La minaccia più evidente resta quella dell’Iran. Shtauber e compagni non hanno dubbi: «Il possesso da parte dell’Iran di armi nucleari è solo questione di tempo». Da un lato, la volontà inflessibile dei dirigenti iraniani e del loro popolo di diventare una potenza nucleare, dall’altro l’incertezza internazionale sulle sanzioni. «Presto o tardi un primo ministro israeliano dovrà decidere se ricorrere alla forza contro l’Iran. Non vorrei - ammette Shtauber - essere nei suoi panni».
Non si parla di fantapolitica, ma praticamente di domani. «Tempo un anno, due, tre al massimo dovremo prendere una decisione», avverte un altro ricercatore, Ephraim Kam. I giornalisti alla conferenza stampa dell’Isnn avevano davanti i quotidiani del mattino: parlano di un ministro della Difesa, Amir Peretz, che potrebbe presto dimettersi; di un capo di Stato maggiore, Dan Halutz, contestato dai suoi stessi collaboratori; di un premier, Ehud Olmert, indebolito da scandali politici. Non certo la formazione migliore per ripetere l’exploit del luglio 1982 quando Menachem Begin ordinò all’aviazione di incenerire il reattore nucleare franco-iracheno di Osirak, presso Baghdad.

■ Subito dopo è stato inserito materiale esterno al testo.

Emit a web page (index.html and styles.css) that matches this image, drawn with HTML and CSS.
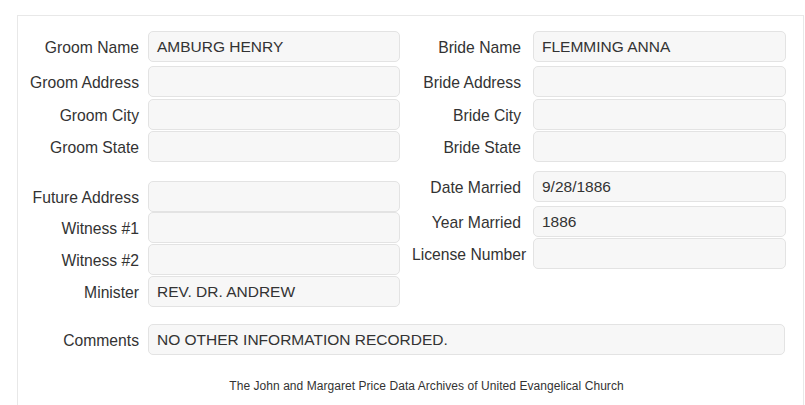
FILE: index.html
```html
<!DOCTYPE html>
<html>
<head>
<meta charset="utf-8">
<link rel="stylesheet" href="styles.css">
</head>
<body>
<div class="panel">
  <div class="cols">
    <div class="col col-left">
      <div class="row"><label>Groom Name</label><div class="field">AMBURG HENRY</div></div>
      <div class="row mt4"><label>Groom Address</label><div class="field"></div></div>
      <div class="row mt2"><label>Groom City</label><div class="field"></div></div>
      <div class="row mt1"><label>Groom State</label><div class="field"></div></div>
      <div class="row mt19"><label>Future Address</label><div class="field"></div></div>
      <div class="row"><label>Witness #1</label><div class="field"></div></div>
      <div class="row mt1"><label>Witness #2</label><div class="field"></div></div>
      <div class="row mt1"><label>Minister</label><div class="field">REV. DR. ANDREW</div></div>
    </div>
    <div class="col col-right">
      <div class="row"><label>Bride Name</label><div class="field">FLEMMING ANNA</div></div>
      <div class="row mt4"><label>Bride Address</label><div class="field"></div></div>
      <div class="row mt2"><label>Bride City</label><div class="field"></div></div>
      <div class="row mt1"><label>Bride State</label><div class="field"></div></div>
      <div class="row mt9"><label>Date Married</label><div class="field">9/28/1886</div></div>
      <div class="row mt4"><label>Year Married</label><div class="field">1886</div></div>
      <div class="row mt1"><label>License Number</label><div class="field"></div></div>
    </div>
  </div>
  <div class="row comments"><label>Comments</label><div class="field wide">NO OTHER INFORMATION RECORDED.</div></div>
  <div class="footer">The John and Margaret Price Data Archives of United Evangelical Church</div>
</div>
</body>
</html>
```
FILE: styles.css
```css
html, body {
  margin: 0;
  padding: 0;
  background: #ffffff;
}
body {
  font-family: "Liberation Sans", Arial, sans-serif;
  color: #333333;
  height: 405px;
  overflow: hidden;
}
.panel {
  margin: 15px 0 0 17px;
  width: 787px;
  height: 390px;
  box-sizing: border-box;
  border: 1px solid #e8e8e8;
  border-bottom: none;
  padding: 15px 0 0 9px;
  overflow: hidden;
}
.cols {
  display: flex;
  gap: 12px;
  align-items: flex-start;
}
.col-left { width: 373px; }
.col-right { width: 374px; }
.row {
  display: flex;
  align-items: center;
}
.row label {
  box-sizing: border-box;
  text-align: right;
  white-space: nowrap;
  font-size: 15.7px;
  padding-top: 3px;
  color: #333333;
}
.col-left label, .comments label { width: 112px; flex: 0 0 112px; margin-right: 9px; }
.col-right label { width: 109px; flex: 0 0 109px; margin-right: 12px; }
.field {
  box-sizing: border-box;
  height: 31px;
  width: 252px;
  flex: 0 0 auto;
  background: #f7f7f7;
  border: 1px solid #e3e3e3;
  border-radius: 5px;
  padding: 0 8px;
  font-size: 15.5px;
  line-height: 29px;
  color: #333333;
  white-space: nowrap;
}
.col-right .field { width: 253px; }
.field.wide { width: 637px; }
.mt1 { margin-top: 1px; }
.mt2 { margin-top: 2px; }
.mt4 { margin-top: 4px; }
.mt9 { margin-top: 9px; }
.mt19 { margin-top: 19px; }
.comments { margin-top: 17px; }
.footer {
  margin-top: 23px;
  padding-left: 23px;
  text-align: center;
  font-size: 12px;
  letter-spacing: 0.05px;
  line-height: 17px;
  color: #333333;
}
```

Agire preventivamente contro l’Iran comporterebbe per Israele un prezzo comunque inferiore - secondo gli esperti - che non accettare supinamente che Ahmadinejad entri in possesso della bomba. «Il giorno dopo che Teheran si dotasse del materiale fissile necessario il Medio Oriente cambierebbe completamente volto»: almeno sei Paesi cercherebbero di emularla.
«Sarebbe un’operazione problematica, molto più che Osirak», prosegue Kam. «Ma volendo rischiare, sarebbe possibile». Con un «ma»: Israele non può scattare senza un preciso assenso di Washington.
In un panorama così deprimente Shtauber e compagni non dimenticano di menzionare anche gli spiragli di luce. Israele mantiene relazioni molto strette con gli Usa e ha migliorato quelle con l’Europa; la sua economia è florida e il margine militare sui vicini resta considerevole; gli accordi di pace con Egitto e Giordania reggono; e nuovi interessi comuni stanno emergendo con altri Paesi vicini. Fra questi la Arabia Saudita che «trema» al pensiero di un’atomica iraniana e si sta gradualmente schierando al fianco di Egitto e Giordania.